L'insieme delle basi azotate che compongono il DNA e l'RNA (gli acidi nucleici) comprende 5 diverse molecole di 6-10 atomi fra carbonio e azoto.
In totale, quindi, stiamo parlando di circa 50 monomeri fondamentali: un numero sorprendentemente basso, considerando l’incredibile varietà di forme viventi presenti sulla Terra. Ma è proprio combinando questi mattoncini in modi diversi, lunghezze diverse, sequenze diverse — e, nel caso dei lipidi, anche architetture tridimensionali diverse — che la natura ha costruito tutte le forme di vita nel giro di tre miliardi e mezzo di anni (accellerando vertiginosamente negli ultimi 600 milioni): dalle piante ai funghi, dai batteri ai dinosauri, dagli insetti agli esseri umani.
Un alfabeto cosmico
Se è vero che questi piccoli mattoni organici rappresentano un alfabeto universale (per quanto di secondo livello: il primo è il codice genetico) che precede perfino la formazione della Terra, con il quale la vita ha poi scritto tutte le sue storie, dobbiamo concludere che la vita, almeno quella che conosciamo, non è solo un fenomeno terrestre, ma l’espressione di una chimica che può avvenire ovunque nell’universo.

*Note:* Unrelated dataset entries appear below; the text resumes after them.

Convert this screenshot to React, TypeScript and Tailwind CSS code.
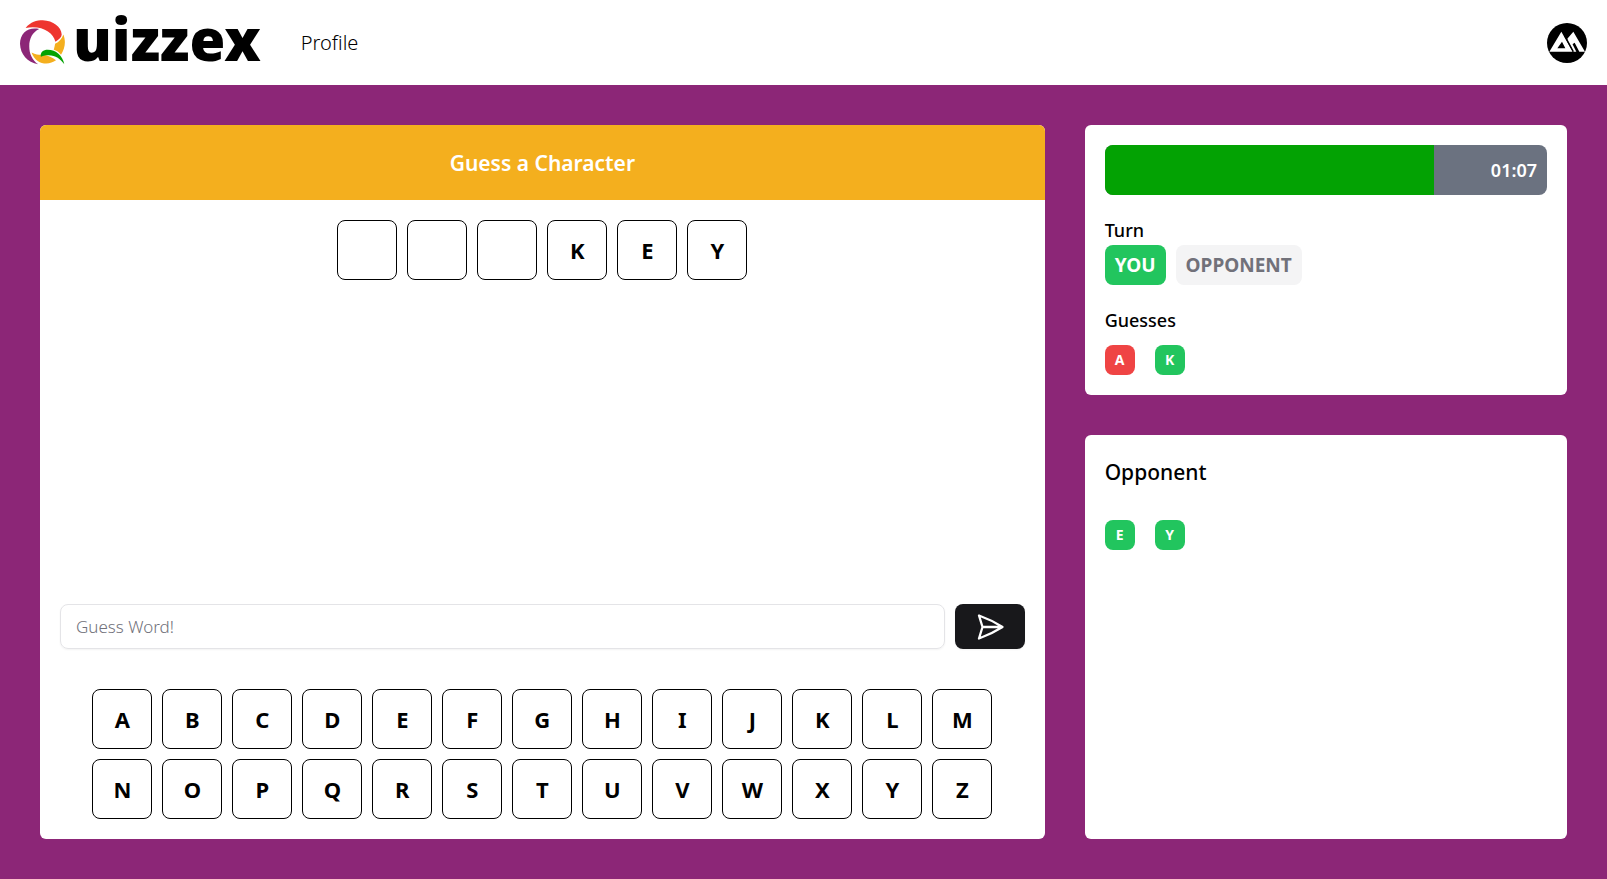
import type { ReactNode } from "react";

const word = ["", "", "", "K", "E", "Y"];
const keys = "ABCDEFGHIJKLMNOPQRSTUVWXYZ".split("");
const secondsLeft = 67;
const secondsTotal = 90;

function Logo() {
  return (
    <a href="#" aria-label="Quizzex" className="flex items-center gap-2">
      <svg viewBox="60 60 136 136" className="size-[45px]" aria-hidden="true">
        <path fill="#8c2677" d="M118 87C86 80 60 98 60 132C61 164 82 188 115 194C97 180 88 163 88 139C88 115 98 97 118 87Z" />
        <path fill="#ee352f" d="M77 84C92 66 110 61 129 61C160 62 185 81 186 104C186 112 178 119 167 126C160 97 127 76 77 84Z" />
        <path fill="#f4af1e" d="M191 104C200 127 195 147 184 165C178 157 171 153 162 150C164 145 165 138 166 132C178 126 187 118 191 104Z" />
        <path fill="#f4af1e" d="M95 158C110 166 120 165 130 165C146 167 157 173 169 182C146 199 108 195 95 158Z" />
        <path fill="#03a203" d="M123 171C121 157 130 150 144 150C169 151 188 166 194 194C179 173 157 159 123 171Z" />
      </svg>
      <span className="pb-2 font-['Noto_Sans',sans-serif] text-[58px] leading-[60px] font-black">uizzex</span>
    </a>
  );
}

function Avatar() {
  return (
    <button type="button" aria-label="Account" className="size-10 rounded-full">
      <svg viewBox="0 0 120 120" className="size-10">
        <circle cx="60" cy="60" r="60" fill="#000" />
        <path
          fill="#fff"
          fillRule="evenodd"
          d="M7 86L43 26L77 86ZM31 76H55L45 56Z"
        />
        <path fill="#fff" d="M61 47L79 26L114 86H97L83 59L74 65L62 53Z" />
        <path fill="#fff" d="M62 52L76 62L88 86H79Z" />
        <path stroke="#000" strokeWidth="4" d="M53 38L79 86" />
      </svg>
    </button>
  );
}

function Tile({ children }: { children?: ReactNode }) {
  return (
    <div className="flex size-[60px] items-center justify-center rounded-lg border border-black text-[22px] font-bold">
      {children}
    </div>
  );
}

function Chip({ letter, hit }: { letter: string; hit: boolean }) {
  return (
    <li
      className={`flex size-[30px] items-center justify-center rounded-lg text-sm font-bold text-white ${
        hit ? "bg-[#22c55e]" : "bg-[#ef4444]"
      }`}
    >
      {letter}
    </li>
  );
}

export default function App() {
  return (
    <div className="flex min-h-screen flex-col bg-[#8c2677] font-['Noto_Sans',sans-serif] text-black">
      <header className="flex h-[85px] items-center justify-between bg-white px-5">
        <div className="flex items-center gap-10">
          <Logo />
          <nav>
            <a href="#" className="text-xl font-light">Profile</a>
          </nav>
        </div>
        <Avatar />
      </header>

      <main className="grid grow grid-cols-3 gap-10 p-10">
        <section className="col-span-2 flex flex-col overflow-hidden rounded-md bg-white">
          <h1 className="bg-[#f4af1e] pt-[21px] pb-[19px] text-center text-[21px] leading-[35px] font-semibold text-white">
            Guess a Character
          </h1>
          <div className="flex grow flex-col p-5">
            <div className="flex justify-center gap-2.5">
              {word.map((letter, i) => (
                <Tile key={i}>{letter}</Tile>
              ))}
            </div>
            <form className="mt-auto flex gap-2.5" onSubmit={(e) => e.preventDefault()}>
              <input
                type="text"
                aria-label="Guess Word"
                placeholder="Guess Word!"
                className="h-[45px] min-w-0 grow rounded-lg border border-[#e4e4e7] px-[15px] text-[17px] font-light shadow-xs placeholder:text-[#71717a]"
              />
              <button
                type="submit"
                aria-label="Send"
                className="flex h-[45px] w-[70px] items-center justify-center rounded-lg bg-[#18181b] text-white shadow-xs"
              >
                <svg viewBox="0 0 30 30" className="size-[30px]" fill="none" stroke="currentColor" strokeWidth="2.3" strokeLinecap="round" strokeLinejoin="round" aria-hidden="true">
                  <path d="M7.500 15L4 3.500Q16.500 8 27.500 15Q16.500 22 4 26.500ZM7.500 15H27" />
                </svg>
              </button>
            </form>
            <div className="mt-10 flex flex-wrap justify-center gap-2.5 px-5">
              {keys.map((letter) => (
                <button
                  key={letter}
                  type="button"
                  className="size-[60px] rounded-lg border border-black text-[22px] font-bold"
                >
                  {letter}
                </button>
              ))}
            </div>
          </div>
        </section>

        <div className="flex flex-col gap-10">
          <section className="rounded-md bg-white p-5">
            <div className="grid h-[50px] overflow-hidden rounded-lg bg-[#6b7280]">
              <div
                className="col-start-1 row-start-1 bg-[#03a203]"
                style={{ width: `${(secondsLeft / secondsTotal) * 100}%` }}
              />
              <span className="col-start-1 row-start-1 self-center justify-self-end pr-2.5 text-lg font-semibold text-white">
                01:07
              </span>
            </div>
            <h2 className="mt-5 text-lg leading-[30px] font-medium">Turn</h2>
            <div className="flex gap-2.5 text-[19px] font-bold">
              <span className="flex h-10 items-center rounded-lg bg-[#22c55e] px-2.5 text-white">YOU</span>
              <span className="flex h-10 items-center rounded-lg bg-[#f4f4f5] px-2.5 text-[#71717a]">OPPONENT</span>
            </div>
            <h2 className="mt-5 text-lg leading-[30px] font-medium">Guesses</h2>
            <ul className="mt-2.5 flex gap-5">
              <Chip letter="A" hit={false} />
              <Chip letter="K" hit />
            </ul>
          </section>

          <section className="grow rounded-md bg-white p-5">
            <h2 className="text-[21px] leading-[35px] font-medium">Opponent</h2>
            <ul className="mt-[30px] flex gap-5">
              <Chip letter="E" hit />
              <Chip letter="Y" hit />
            </ul>
          </section>
        </div>
      </main>
    </div>
  );
}
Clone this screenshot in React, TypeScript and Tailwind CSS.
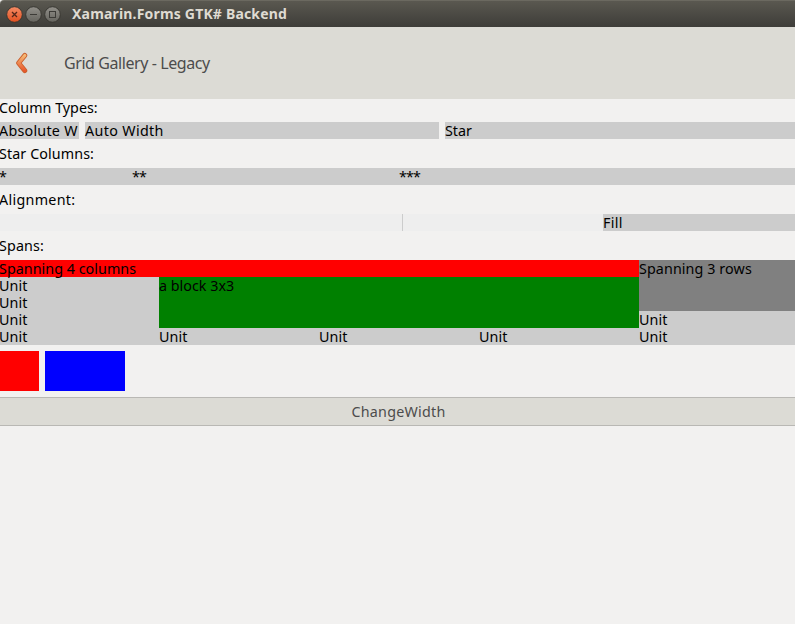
import React from "react";

type LabelProps = { text: string; className?: string };

function Label({ text, className = "" }: LabelProps) {
  return <div className={`whitespace-nowrap ${className}`}>{text}</div>;
}

function WindowButton({ kind }: { kind: "close" | "min" | "max" }) {
  const close = kind === "close";
  const stroke = close ? "#53271a" : "#3c3b37";
  return (
    <svg width="17" height="17" viewBox="0 0 17 17">
      <defs>
        <linearGradient id={`fill-${kind}`} x1="0" y1="0" x2="0" y2="1">
          <stop offset="0" stopColor={close ? "#f58c66" : "#92908a"} />
          <stop offset="1" stopColor={close ? "#e2501f" : "#65645e"} />
        </linearGradient>
      </defs>
      <circle cx="8.5" cy="8.5" r="7.8" fill={`url(#fill-${kind})`} stroke="#35342f" strokeWidth="0.9" />
      {kind === "close" && <path d="M6 6l5 5M11 6l-5 5" stroke={stroke} strokeWidth="1.3" />}
      {kind === "min" && <path d="M5 8.5h7" stroke={stroke} />}
      {kind === "max" && <rect x="5.5" y="5.5" width="6" height="6" fill="none" stroke={stroke} />}
    </svg>
  );
}

export default function App() {
  return (
    <div className="flex h-[624px] w-[795px] flex-col overflow-hidden bg-[#f2f1f0] font-['Noto_Sans',sans-serif] text-[14.3px] leading-[17px] text-black">
      <header className="flex h-[27px] shrink-0 items-center rounded-tl-[4px] border-t border-[#6b6960] bg-linear-to-b from-[#5a5850] to-[#3e3d39] pl-[6px]">
        <div className="flex gap-[2px]">
          <WindowButton kind="close" />
          <WindowButton kind="min" />
          <WindowButton kind="max" />
        </div>
        <h1 className="ml-[11px] pb-[2px] text-[14px] font-bold tracking-[0.18px] text-[#dfdbd2]">Xamarin.Forms GTK# Backend</h1>
      </header>
      <nav className="flex h-[72px] shrink-0 items-center bg-[#dcdbd5] pl-[15px]">
        <svg width="14" height="22" viewBox="0 0 14 22">
          <defs>
            <linearGradient id="arrow" x1="0" y1="0" x2="0" y2="1">
              <stop offset="0" stopColor="#f4b875" />
              <stop offset="1" stopColor="#e9582c" />
            </linearGradient>
          </defs>
          <path d="M9.8 3.4L3.6 11L9.8 18.6" fill="none" stroke="#cb5f2c" strokeWidth="4.9" strokeLinecap="round" strokeLinejoin="round" />
          <path d="M9.8 3.4L3.6 11L9.8 18.6" fill="none" stroke="url(#arrow)" strokeWidth="3.1" strokeLinecap="round" strokeLinejoin="round" />
        </svg>
        <span className="ml-[35px] text-[16px] tracking-[-0.42px] text-[#4c4c4c]">Grid Gallery - Legacy</span>
      </nav>
      <main className="flex flex-col gap-[6px]">
        <Label text="Column Types:" className="-indent-px" />
        <div className="grid h-[17px] grid-cols-[79px_354px_350px] gap-[6px]">
          <Label text="Absolute W" className="overflow-hidden bg-[#ccc] -indent-px tracking-[0.25px]" />
          <Label text="Auto Width" className="bg-[#ccc] tracking-[0.35px]" />
          <Label text="Star" className="bg-[#ccc]" />
        </div>
        <Label text="Star Columns:" className="-indent-px tracking-[0.1px]" />
        <div className="grid h-[17px] grid-cols-[133px_267px_395px] bg-[#ccc] tracking-[-0.9px]">
          <Label text="*" className="-indent-px" />
          <Label text="**" className="-indent-px" />
          <Label text="***" className="-indent-px" />
        </div>
        <Label text="Alignment:" className="-indent-px tracking-[0.3px]" />
        <div className="grid h-[17px] grid-cols-[402px_1px_200px_192px]">
          <div className="bg-[#eee]" />
          <div className="bg-[#ccc]" />
          <div className="bg-[#eee]" />
          <Label text="Fill" className="bg-[#ccc] tracking-[0.3px]" />
        </div>
        <Label text="Spans:" className="-indent-px tracking-[0.15px]" />
        <div className="grid grid-cols-[159px_160px_160px_160px_156px] grid-rows-[repeat(5,17px)] bg-[#ccc] tracking-[0.1px]">
          <Label text="Spanning 4 columns" className="col-span-4 bg-[#f00] -indent-px tracking-[0.04px]" />
          <Label text="Spanning 3 rows" className="row-span-3 bg-[#808080]" />
          <Label text="Unit" className="-indent-px" />
          <Label text="a block 3x3" className="col-span-3 row-span-3 bg-[#008000] tracking-[0.02px]" />
          <Label text="Unit" className="col-start-1 -indent-px" />
          <Label text="Unit" className="col-start-1 -indent-px" />
          <Label text="Unit" className="col-start-5" />
          <Label text="Unit" className="-indent-px" />
          <Label text="Unit" />
          <Label text="Unit" />
          <Label text="Unit" />
          <Label text="Unit" />
        </div>
        <div className="flex h-10 gap-[6px]">
          <div className="w-[39px] bg-[#f00]" />
          <div className="w-20 bg-[#00f]" />
        </div>
        <button className="h-[29px] border-y border-[#b9b8b4] bg-[#dcdbd5] pl-[2px] tracking-[0.25px] text-[#4c4c4c]">ChangeWidth</button>
      </main>
    </div>
  );
}
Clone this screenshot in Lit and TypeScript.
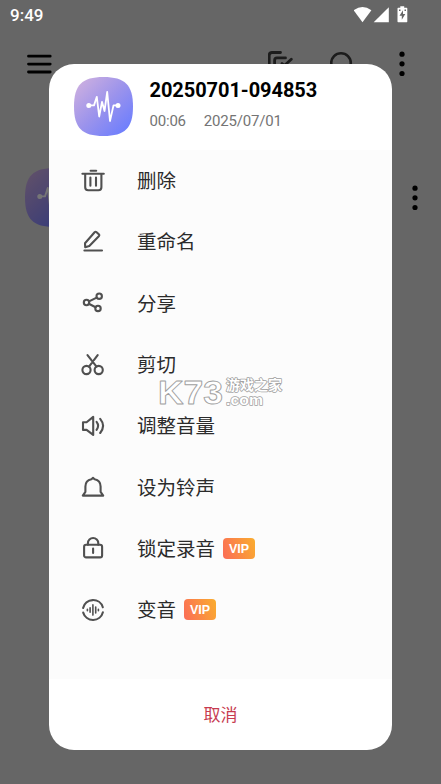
import { LitElement, html, css, svg } from "lit";
import { customElement, property } from "lit/decorators.js";

const icons: Record<string, unknown> = {
  trash: svg`<path d="M1.4 4.7H22.8M9.6 1.7h5.6M4.2 4.700V18.2q0 3 3 3h10.2q3 0 3-3V4.700M9.4 8.6v8.200M15 8.600v8.200"/>`,
  pencil: svg`<path d="M4 13.2 13.6 2.200q1-.9 2 0l2.200 2.100q.9.9 0 1.900L8.300 16 4.200 17.200ZM3.400 20.500H21"/>`,
  share: svg`<circle cx="5.5" cy="11.5" r="2.7"/><circle cx="18.2" cy="5.2" r="2.7"/><circle cx="17" cy="17.4" r="2.7"/><path d="M8 10.400 15.700 6.600M7.800 12.800 14.600 16.200"/>`,
  scissors: svg`<circle cx="5.5" cy="17" r="4.1"/><circle cx="17.7" cy="17" r="4.1"/><path d="M6.500 2.100 15.500 13.600M16.700 2.100 12.900 7.200M10.700 10.200 8 13.600"/>`,
  volume: svg`<path d="M2 8.200H5.600L12.200 2.900V20.900L5.600 15.900H2ZM15.600 7.900q3 3.900 0 7.900M19.200 4.800q5.800 7 0 14.200"/>`,
  bell: svg`<path d="M4.400 16.800V11.600C4.400 7.500 7 4.800 10.400 4.200L12 2.900l1.600 1.300C17 4.800 19.600 7.500 19.600 11.600V16.800L22.200 20.600H1.800Z"/>`,
  lock: svg`<rect x="3.1" y="8.8" width="18" height="12.6" rx="2"/><path d="M6.900 8.800V7.200a5.200 5.200 0 0 1 10.400 0V8.800M12.100 12.600v4.400"/>`,
  voice: svg`<path d="M2.100 10A10.200 10.200 0 0 1 21.800 9.300M21.900 14.200A10.200 10.200 0 0 1 2.200 14.600"/><path stroke-width="1.6" d="M6.400 11.200v1.600M9.100 9.700v4.600M11.900 6.900v10.200M14.700 9v6M17.400 11.200v1.600"/>`,
};

@customElement("wave-tile")
class WaveTile extends LitElement {
  static styles = css`
    :host { display: block; width: 59px; height: 59px; flex: none; }
    svg { display: block; }
  `;
  render() {
    return html`<svg width="59" height="59" viewBox="0 0 59 59">
      <defs><linearGradient id="g" x1="0" y1="0" x2="1" y2="1">
        <stop offset="0.08" stop-color="#cbaee0"/><stop offset="0.5" stop-color="#9b93ec"/><stop offset="0.95" stop-color="#687cff"/>
      </linearGradient></defs>
      <path fill="url(#g)" d="M29.500 0C51 0 59 8 59 29.500S51 59 29.500 59 0 51 0 29.500 8 0 29.500 0Z"/>
      <path fill="none" stroke="#fff" stroke-width="1.8" stroke-linejoin="round" d="M15 28.400H20L22.800 19.800 25.200 39.500 28 24.800 30.500 34 33.200 15 36 44 39.500 28.400H44"/>
      <circle cx="14.800" cy="28.400" r="2.500" fill="#fff"/><circle cx="44" cy="28.400" r="2.500" fill="#fff"/>
    </svg>`;
  }
}

@customElement("menu-row")
class MenuRow extends LitElement {
  @property() icon = "";
  @property() label = "";
  @property({ type: Boolean }) vip = false;
  static styles = css`
    :host { display: flex; align-items: center; height: 61.3px; padding-left: 32px; }
    svg { width: 24px; height: 24px; flex: none; fill: none; stroke: #505050; stroke-width: 2.1; stroke-linejoin: round; stroke-linecap: round; }
    .label { margin-left: 32px; padding-bottom: 1.2px; font: 19.5px/28px "Noto Sans CJK SC", sans-serif; color: #2b2b2b; }
    .vip { margin-left: 8px; width: 32px; height: 21px; border-radius: 4px; background: linear-gradient(70deg, #fb6c57, #faad2e); color: #fff; font: bold 12.5px/22px "Liberation Sans", sans-serif; text-align: center; }
  `;
  render() {
    return html`<svg viewBox="0 0 24 24">${icons[this.icon]}</svg><span class="label">${this.label}</span>${this.vip ? html`<span class="vip">VIP</span>` : null}`;
  }
}

@customElement("app-root")
class AppRoot extends LitElement {
  static styles = css`
    :host { display: block; position: relative; width: 441px; height: 784px; overflow: hidden; background: #666; font-family: Roboto, "Noto Sans CJK SC", sans-serif; }
    svg { display: block; }
    .status { display: flex; justify-content: space-between; height: 30px; padding: 0 33px 0 10px; color: #fff; font-size: 17px; font-weight: 500; line-height: 31px; }
    .bar { display: flex; align-items: center; height: 67px; padding: 0 36.500px 0 27px; }
    .actions { display: flex; margin-left: auto; align-items: center; }
    .copy { margin-right: 36px; }
    .search { margin-right: 43px; }
    .record { display: flex; align-items: center; justify-content: space-between; margin-top: 71px; padding: 0 23px 0 24.500px; }
    .dim { filter: brightness(.46) saturate(1.15); }
    .dialog { position: absolute; left: 49px; top: 64px; width: 343px; height: 686px; border-radius: 25px; background: #fff; overflow: hidden; display: flex; flex-direction: column; }
    .head { display: flex; height: 86px; box-sizing: border-box; padding: 13px 0 0 24.500px; gap: 17px; }
    .title { font-size: 20px; line-height: 24px; font-weight: 700; letter-spacing: -.06px; color: #000; margin-top: 1px; }
    .meta { display: flex; gap: 18px; font-size: 15px; line-height: 18px; letter-spacing: -.2px; color: #747474; margin-top: 10px; }
    .list { flex: 1; background: #fcfcfc; }
    .cancel { height: 71px; box-sizing: border-box; padding-bottom: 2px; display: flex; align-items: center; justify-content: center; font: 17px/24px "Noto Sans CJK SC", sans-serif; color: #c73b50; }
    .mark { position: absolute; left: 155px; top: 374px; }
  `;
  dots() {
    return html`<svg width="6" height="26" viewBox="0 0 6 26"><circle cx="3" cy="3.200" r="2.600"/><circle cx="3" cy="12.800" r="2.600"/><circle cx="3" cy="22.500" r="2.600"/></svg>`;
  }
  render() {
    return html`
      <div class="status"><span>9:49</span>
        <svg width="54" height="30" viewBox="0 0 54 30" fill="#fff">
          <path d="M-.3 10.300Q8.500 3.700 17.400 10.300L8.500 22.200Z"/><path d="M19.700 22.200 34.800 7.200V22.200Z"/>
          <path d="M44.200 7.800H46.300V6.200H50.200V7.800H52.700Q53.300 7.800 53.300 8.500V21.500Q53.300 22.200 52.700 22.200H44.200Q43.500 22.200 43.500 21.500V8.500Q43.500 7.800 44.200 7.800Z"/>
          <path fill="#666" d="M49 10.200 45.500 15.700H47.800V19.700L51.300 14.100H49ZM45 9.500h1.500v1.500H45zM50.500 9.500h1.500v1.500h-1.500z"/>
        </svg>
      </div>
      <div class="bar">
        <svg width="25" height="20" viewBox="0 0 25 20" stroke="#000" stroke-width="2.800" stroke-linecap="round"><path d="M1.500 2.200h21.700M1.500 10.100h21.700M1.500 18h21.700"/></svg>
        <div class="actions">
          <svg class="copy" width="26" height="26" viewBox="0 0 26 26" fill="none" stroke="#1c1c1c" stroke-width="2.800" stroke-linecap="round"><path d="M12.500 1.500H4Q1.200 1.500 1.200 4.500V19M17.500 6.900H9Q6.600 6.900 6.600 9.500V23H22M14 12.500 16.500 14.500 23.300 8.200"/></svg>
          <svg class="search" width="26" height="26" viewBox="0 0 26 26" fill="none" stroke="#1c1c1c" stroke-width="2.600"><circle cx="11" cy="12" r="9.800"/><path d="m18 19 5 5"/></svg>
          ${this.dots()}
        </div>
      </div>
      <div class="record"><wave-tile class="dim"></wave-tile>${this.dots()}</div>
      <section class="dialog">
        <div class="head"><wave-tile></wave-tile><div>
          <div class="title">20250701-094853</div>
          <div class="meta"><span>00:06</span><span>2025/07/01</span></div>
        </div></div>
        <div class="list">
          <menu-row icon="trash" label="删除"></menu-row>
          <menu-row icon="pencil" label="重命名"></menu-row>
          <menu-row icon="share" label="分享"></menu-row>
          <menu-row icon="scissors" label="剪切"></menu-row>
          <menu-row icon="volume" label="调整音量"></menu-row>
          <menu-row icon="bell" label="设为铃声"></menu-row>
          <menu-row icon="lock" label="锁定录音" vip></menu-row>
          <menu-row icon="voice" label="变音" vip></menu-row>
        </div>
        <div class="cancel">取消</div>
      </section>
      <svg class="mark" width="132" height="36" fill="#fff" stroke="#a0a0a0" font-weight="bold" stroke-linejoin="round">
        <text x="3" y="30" font-family="Liberation Sans, sans-serif" font-size="33" textLength="65" lengthAdjust="spacingAndGlyphs" stroke-width=".9">K73</text>
        <g paint-order="stroke" stroke-width="1.500">
          <text x="71" y="16.300" font-family="Noto Sans CJK SC, sans-serif" font-size="13.500" textLength="56" lengthAdjust="spacingAndGlyphs">游戏之家</text>
          <text x="71" y="30.500" font-family="Liberation Sans, sans-serif" font-size="15.500" textLength="37" lengthAdjust="spacingAndGlyphs">.com</text>
        </g>
      </svg>`;
  }
}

Con una manciata di amminoacidi, zuccheri, basi azotate e acidi grassi, la natura ha costruito sulla Terra la complessità delle cellule, l’eleganza delle forme, la meraviglia della coscienza, fino a generare un essere capace di capire tutto questo.
E allora resta insoluta la domanda semplice e sconcertante che Enrico Fermi un giorno rivolse agli amici: “Ma dove sono tutti quanti gli altri?”.